The probability has to be less then what it was before the new rule was introduced.... How about;
P(H)=P(w)+P(D*ND+ND*D)*P(w)+P(D*ND+ND*D)^2*P(w)+.. .
P(H)=1/3+(1/6*1/2+1/2*1/6)*1/3+....=1/3*[1/(1-1/6)]=2/5

ie. this is saying homer rolls a 1, marge rolls a 2,3,4 or homer rolls a 2,3,4 and marge rolls a 1. This way for every roll a 1,2,3, or 4 is covered so homer/marge wont win on that roll and the game cannot end in a draw.
sorry for the lack of latex
• Sep 5th 2009, 06:09 AM
pedrosorio
P(H)=P(w)+P(D*ND+ND*D)*P(w) ...

This can't be, it must be

P(w)+P(N*ND + ND*N)*P(w)...

I agree that the probability of Homer winning should be under 3/5 for sure (because of the draw rule).

The probability of homer winning on the 3rd try would be:

(P(N)*P(ND)*P(ND)*P(N) + P(N)*P(ND)*P(N)*P(ND) + P(ND)*P(N)*P(ND)*P(N)) * P(w) = 3 * (P(N)*P(ND))^2 * P(w)

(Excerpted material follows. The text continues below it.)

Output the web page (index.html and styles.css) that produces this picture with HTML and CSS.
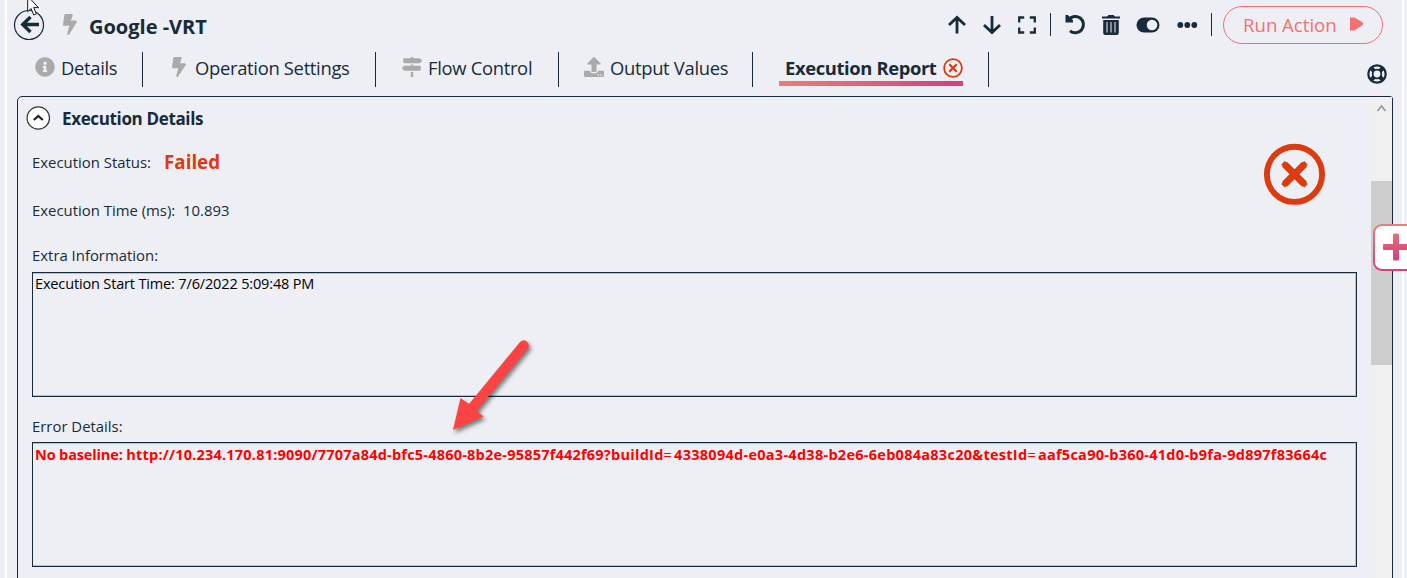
FILE: index.html
```html
<!DOCTYPE html>
<html lang="en">
<head>
<meta charset="utf-8">
<title>Google -VRT</title>
<link rel="stylesheet" href="styles.css">
</head>
<body>
<div class="shell">
  <header class="header">
    <svg class="back" width="32" height="32" viewBox="0 0 32 32"><circle cx="16" cy="16" r="14.5" fill="none" stroke="#172b3a" stroke-width="1.2"/><path d="M26 15.500H9M17.500 8 9.700 15.500l7.800 7.500" fill="none" stroke="#172b3a" stroke-width="3.300"/></svg>
    <svg class="bolt" width="14" height="21" viewBox="0 0 320 512" preserveAspectRatio="none"><path fill="#aaa" d="M296 160H180.600l42.600-129.800C227.200 15 215.700 0 200 0H56C44 0 33.800 8.900 32.200 20.800l-32 240C-1.700 275.200 9.500 288 24 288h118.700L96.600 482.500c-3.600 15.200 8 29.500 23.300 29.500 8.400 0 16.400-4.400 20.800-12l176-304c9.300-15.900-2.200-36-20.700-36z"/></svg>
    <h1 class="title">Google -VRT</h1>
    <div class="toolbar">
      <svg width="20" height="20" viewBox="0 0 20 20"><path d="M10 18.500V3M2 10l8-7.500 8 7.500" fill="none" stroke="#172b3a" stroke-width="2.800"/></svg>
      <svg class="down" width="20" height="20" viewBox="0 0 20 20"><path d="M10 1v16M2 10l8 7.500 8-7.500" fill="none" stroke="#172b3a" stroke-width="2.800"/></svg>
      <svg class="expand" width="20" height="20" viewBox="0 0 20 20"><path d="M2.200 7.500v-5h5M12.800 2.500h5v5M17.800 12.500v5h-5M7.200 17.500h-5v-5" fill="none" stroke="#172b3a" stroke-width="2.300"/></svg>
      <span class="sep sep-a"></span>
      <svg class="undo" width="21" height="21" viewBox="0 0 21 21"><path d="M3.600 5.800A8.200 8.200 0 1 1 5 16.900" fill="none" stroke="#172b3a" stroke-width="3"/><path d="M.5 1v7.500H8V6.300L2.800 1z" fill="#172b3a"/></svg>
      <svg class="trash" width="20" height="22" viewBox="0 0 20 22"><path fill="#172b3a" d="M1 2.500h5L7.500 1h5L14 2.500h5v2H1zM2.200 6h15.600v13a2 2 0 0 1-2 2H4.200a2 2 0 0 1-2-2z"/><path d="M6 8v10.500M10 8v10.500M14 8v10.500" stroke="#c8ced6" stroke-width="1.200"/></svg>
      <svg class="toggle" width="24" height="16" viewBox="0 0 24 16"><rect x=".5" y=".5" width="23" height="15" rx="7.500" fill="#172b3a"/><circle cx="16" cy="8" r="5.300" fill="#eeeff4"/></svg>
      <svg class="dots" width="21" height="8" viewBox="0 0 21 8"><g fill="#172b3a"><circle cx="3.300" cy="4" r="2.900"/><circle cx="10.300" cy="4" r="2.900"/><circle cx="17.300" cy="4" r="2.900"/></g></svg>
      <span class="sep sep-b"></span>
    </div>
    <button class="run"><span class="run-text">Run Action</span><svg width="14" height="14" viewBox="0 0 14 14"><path d="M0 .5h4.500L12 5Q14.500 6.800 12 8.500L4.500 13.500H0z" fill="#f27173"/></svg></button>
  </header>

  <nav class="tabs">
    <div class="tab details">
      <svg width="20" height="20" viewBox="0 0 512 512"><path fill="#aaa" d="M256 8C119 8 8 119 8 256s111 248 248 248 248-111 248-248S393 8 256 8zm0 110c23 0 42 19 42 42s-19 42-42 42-42-19-42-42 19-42 42-42zm56 254c0 7-5 12-12 12h-88c-7 0-12-5-12-12v-24c0-7 5-12 12-12h12v-64h-12c-7 0-12-5-12-12v-24c0-7 5-12 12-12h64c7 0 12 5 12 12v100h12c7 0 12 5 12 12z"/></svg>
      <span class="label">Details</span>
    </div>
    <div class="tab operation">
      <svg width="14" height="20" viewBox="0 0 320 512" preserveAspectRatio="none"><path fill="#aaa" d="M296 160H180.600l42.600-129.800C227.200 15 215.700 0 200 0H56C44 0 33.800 8.900 32.200 20.800l-32 240C-1.700 275.200 9.500 288 24 288h118.700L96.600 482.500c-3.600 15.200 8 29.500 23.300 29.500 8.400 0 16.400-4.400 20.800-12l176-304c9.300-15.900-2.200-36-20.700-36z"/></svg>
      <span class="label">Operation Settings</span>
    </div>
    <div class="tab flow">
      <svg width="20" height="20" viewBox="0 0 512 512"><path fill="#aaa" d="M507 85 464 41c-6-6-14-9-23-9H288V16c0-9-7-16-16-16h-32c-9 0-16 7-16 16v16H56c-13 0-24 11-24 24v80c0 13 11 24 24 24h385c9 0 17-3 23-9l43-43c6-7 6-17 0-23zM224 496c0 9 7 16 16 16h32c9 0 16-7 16-16V384h-64zm232-272H288v-32h-64v32H71c-9 0-17 3-23 9L5 277c-7 6-7 16 0 22l43 44c6 6 14 9 23 9h385c13 0 24-11 24-24v-80c0-13-11-24-24-24z"/></svg>
      <span class="label">Flow Control</span>
    </div>
    <div class="tab output">
      <svg width="20" height="20" viewBox="0 0 512 512"><path fill="#aaa" d="M296 384h-80c-13 0-24-11-24-24V192h-88c-17 0-26-21-14-34L242 6c8-8 20-8 28 0l152 152c12 13 3 34-14 34h-88v168c0 13-11 24-24 24zm216-8v112c0 13-11 24-24 24H24c-13 0-24-11-24-24V376c0-13 11-24 24-24h136v8c0 31 25 56 56 56h80c31 0 56-25 56-56v-8h136c13 0 24 11 24 24zm-124 88c0-11-9-20-20-20s-20 9-20 20 9 20 20 20 20-9 20-20zm64 0c0-11-9-20-20-20s-20 9-20 20 9 20 20 20 20-9 20-20z"/></svg>
      <span class="label">Output Values</span>
    </div>
    <div class="tab report">
      <div class="active">
        <span class="label">Execution Report</span>
        <svg width="20" height="20" viewBox="0 0 20 20"><circle cx="10" cy="10" r="8.900" fill="none" stroke="#dd3a10" stroke-width="1.800"/><path d="m6.300 6.300 7.400 7.400m0-7.400-7.400 7.400" stroke="#dd3a10" stroke-width="2.200"/></svg>
      </div>
    </div>
    <svg class="help" width="20" height="20" viewBox="0 0 20 20"><circle cx="10" cy="10" r="8.700" fill="none" stroke="#172b3a" stroke-width="2.200"/><circle cx="10" cy="10" r="4.300" fill="none" stroke="#172b3a" stroke-width="1.800"/><path d="m3.800 3.800 3.500 3.500m5.400 5.400 3.500 3.500m0-12.400-3.500 3.500m-5.400 5.400-3.500 3.500" stroke="#172b3a" stroke-width="4.300"/></svg>
  </nav>

  <main class="panel">
    <section class="content">
      <div class="section-head">
        <svg width="24" height="24" viewBox="0 0 24 24"><circle cx="12.300" cy="12" r="11.200" fill="#fff" stroke="#333" stroke-width="1.200"/><path d="m7.800 14 4.500-4 4.500 4" fill="none" stroke="#222" stroke-width="2.300"/></svg>
        <h2 class="section-title">Execution Details</h2>
      </div>
      <div class="summary">
        <div class="facts">
          <div class="fact status"><span class="key status-key">Execution Status:</span><strong class="failed">Failed</strong></div>
          <div class="fact time"><span class="key time-key">Execution Time (ms):</span><span class="key time-value">10.893</span></div>
        </div>
        <svg class="fail-icon" width="62" height="62" viewBox="0 0 62 62"><circle cx="30.500" cy="31.300" r="27.600" fill="none" stroke="#dd3a10" stroke-width="5.900"/><path d="m20.500 21.300 20 20m0-20-20 20" stroke="#dd3a10" stroke-width="7"/><path d="m19 19.800 23 23m0-23-23 23" stroke="#dd3a10" stroke-width="5"/></svg>
      </div>
      <div class="key extra-key">Extra Information:</div>
      <div class="box"><span class="start">Execution Start Time: 7/6/2022 5:09:48 PM</span></div>
      <div class="key error-key">Error Details:</div>
      <div class="box error-box"><span class="error"><span class="error-lead">No baseline: </span><span class="error-host">http://10.234.170.81:9090/7707a84d-bfc5-4860-8b2e-95857f442f69</span><span class="error-query">?buildId<span class="equals">=</span>4338094d-e0a3-4d38-b2e6-6eb084a83c20&amp;testId<span class="equals">=</span>aaf5ca90-b360-41d0-b9fa-9d897f83664c</span></span></div>
    </section>
    <div class="scrollbar">
      <svg width="21" height="22" viewBox="0 0 21 22"><path d="m6.500 14 4-5 4 5" fill="none" stroke="#949494" stroke-width="1.500"/></svg>
      <div class="thumb"></div>
    </div>
  </main>
</div>

<div class="add"><svg width="28" height="28" viewBox="0 0 28 28"><defs><linearGradient id="plus" x1="0" y1="0" x2="0" y2="1"><stop offset="0" stop-color="#e66f74"/><stop offset="1" stop-color="#d24080"/></linearGradient></defs><path d="M12.500.5h3a1.500 1.500 0 0 1 1.500 1.500v9h10a1 1 0 0 1 1 1v4a1 1 0 0 1-1 1H17v9a1.500 1.500 0 0 1-1.500 1.500h-3A1.500 1.500 0 0 1 11 26v-9H2a1 1 0 0 1-1-1v-4a1 1 0 0 1 1-1h9V2A1.500 1.500 0 0 1 12.500.5z" fill="url(#plus)"/></svg></div>
<svg class="pointer" width="110" height="120" viewBox="0 0 110 120"><path d="M90.200 21.800A5 5 0 0 1 97.800 28.200L46.500 91l7 5.500L23 110l7.500-32 8.500 6z" fill="#fc4343"/></svg>
<svg class="cursor" width="14" height="18" viewBox="0 0 14 18"><path d="M.7-4v15.700l3.400-3.200 2.600 6.500 2.700-1.100-2.700-6.300h4.700z" fill="#fff" stroke="#111827"/></svg>
</body>
</html>
```
FILE: styles.css
```css
* { box-sizing: border-box; }
body { margin: 0; width: 1407px; height: 578px; overflow: hidden; position: relative; background: #eeeff4; color: #172b3a; font-family: "Open Sans", "Noto Sans", sans-serif; }
svg { display: block; flex: none; overflow: visible; }
.shell { width: 1399px; height: 578px; margin-left: 5px; border-left: 2px solid #fff; border-right: 2px solid #fff; }

.header { height: 50px; display: flex; align-items: flex-start; }
.back { margin: 9px 0 0 6px; }
.bolt { margin: 14px 0 0 18px; }
.title { margin: 13px 0 0 12px; width: 858px; font-size: 20px; line-height: 28px; font-weight: 700; white-space: nowrap; flex: none; }
.toolbar { display: flex; align-items: center; height: 49px; width: 276px; flex: none; }
.down { margin-left: 15px; }
.expand { margin-left: 15px; }
.sep { width: 1px; height: 23px; background: #172b3a; flex: none; }
.sep-a { margin-left: 13px; }
.undo { margin-left: 14px; }
.trash { margin-left: 15px; }
.toggle { margin-left: 15px; }
.dots { margin-left: 17px; }
.sep-b { margin-left: 13px; }
.run { flex: none; width: 160px; height: 38px; margin: 6px 0 0; padding: 0 0 2px 19px; display: flex; align-items: center; border: 1px solid #f27173; border-radius: 19px; background: none; color: #f27173; font: 400 18.600px "Open Sans", sans-serif; }
.run-text { width: 107px; text-align: left; white-space: nowrap; }

.tabs { height: 46px; display: flex; align-items: flex-start; padding-top: 2px; }
.tab { height: 35px; flex: none; display: flex; align-items: center; border-right: 1px solid #172b3a; }
.tab svg { margin-top: -5px; }
.label { font: 400 18.400px/24px "Open Sans", "Noto Sans", sans-serif; letter-spacing: -.31px; white-space: nowrap; margin-top: -3px; }
.details { width: 136px; padding-left: 28px; gap: 6px; }
.operation { width: 233px; padding-left: 29px; gap: 9px; }
.flow { width: 183px; padding-left: 26px; gap: 6px; }
.output { width: 194px; padding-left: 25px; gap: 6px; }
.report { width: 236px; padding-left: 26px; }
.active { width: 184px; height: 32px; padding: 0 0 0 6px; display: flex; align-items: center; gap: 7px; background: linear-gradient(90deg, #e87f78, #d24080) bottom / 100% 5px no-repeat; }
.active .label { width: 151px; font-weight: 700; letter-spacing: -.38px; margin-top: -3px; }
.active svg { margin-top: -4px; }
.help { margin: 12px 0 0 378px; }

.panel { width: 1376px; height: 500px; margin-left: 10px; border: 1px solid #172b3a; border-radius: 5px 3px 0 0; display: flex; }
.content { width: 1353px; flex: none; padding: 9px 14px 0; }
.section-head { display: flex; align-items: center; gap: 12px; margin-left: -6px; height: 24px; }
.section-title { margin: 2px 0 0; font: 700 17px/24px "Open Sans", sans-serif; letter-spacing: -.35px; white-space: nowrap; }
.summary { display: flex; height: 102px; justify-content: space-between; }
.fact { display: flex; align-items: center; height: 24px; white-space: nowrap; }
.status { margin-top: 20px; }
.time { margin-top: 24px; }
.key { font-size: 14.900px; line-height: 22px; white-space: nowrap; }
.status-key { width: 132px; }
.time-key { width: 151px; }
.failed { color: #dd3a10; font-size: 18.800px; line-height: 24px; }
.fail-icon { margin: 13px 31px 0 0; }
.extra-key { margin-top: 12px; }
.box { width: 1325px; height: 125px; margin-top: 6px; border: 1px solid #172b3a; box-shadow: inset -1px 1px #b8c1c8, inset 0 -1px #b8c1c8; padding: 1px 2px; white-space: nowrap; }
.start { color: #000; font-size: 14.500px; line-height: 20px; letter-spacing: -.15px; display: block; }
.error-key { margin-top: 18px; }
.error-box { margin-top: 5px; }
.error { color: #f00; font-size: 14.500px; line-height: 22px; font-weight: 700; display: block; }
.error-lead { letter-spacing: -.14px; }
.error-host { letter-spacing: .21px; }
.error-query { letter-spacing: .27px; }
.equals { font-weight: 400; letter-spacing: 2.200px; }
.scrollbar { width: 21px; background: #f0f0f0; }
.thumb { height: 184px; margin-top: 62px; background: #cdcdcd; }

.add { position: absolute; left: 1373px; top: 224px; width: 48px; height: 47px; border: 2px solid transparent; border-radius: 9px; background: linear-gradient(#fff, #fff) padding-box, linear-gradient(#e87f78, #d24080) border-box; padding: 7px; }
.pointer { position: absolute; left: 430px; top: 320px; filter: drop-shadow(2px 3px 2px rgba(0, 0, 0, .5)); }
.cursor { position: absolute; left: 27px; top: 0; }
```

In general I think you'll have probability of winning on nth try:

n*(P(N)*P(ND))^(n-1) * P(w)
• Sep 6th 2009, 01:36 AM
Robb
argh, still have no idea how to solve this;
redifine X to be ND (ie. 2,3,4 is rolled), and D to be a 1 is rolled. Then homer can win if the following rolls happen:

Homer wins on his first roll;
W
Homer wins on his second roll;
XXW
XDW
DXW
Homer wins on his third roll;
XXXXW
XXXDW
XXDXW
XDXXW
XDXDW
DXXXW
DXXDW
DXDXW
Homer wins on his fourth roll;
XXXXXXW
XXXXXDW
XXXXDXW
XXDXXXW
XXDXXDW
XXDXDXW
XXXDXXW
XXXDXDW
XDXXXXW
XDXXXDW
XDXXDXW
XDXDXXW
XDXDXDW
DXXXXXW
DXXXXDW
DXXXDXW
DXDXXXW
DXDXXDW
DXDXDXW
DXXDXXW
DXXDXDW

etc. :( I cant work out how to calculate a recursive formula for this, or see if its a geometric series. I tried working out the probability of a draw but still cant work it out...
• Sep 9th 2009, 05:04 AM
centuryletters
Hi Robb, I'm doing the same problem as you, are you by any chance at ANU?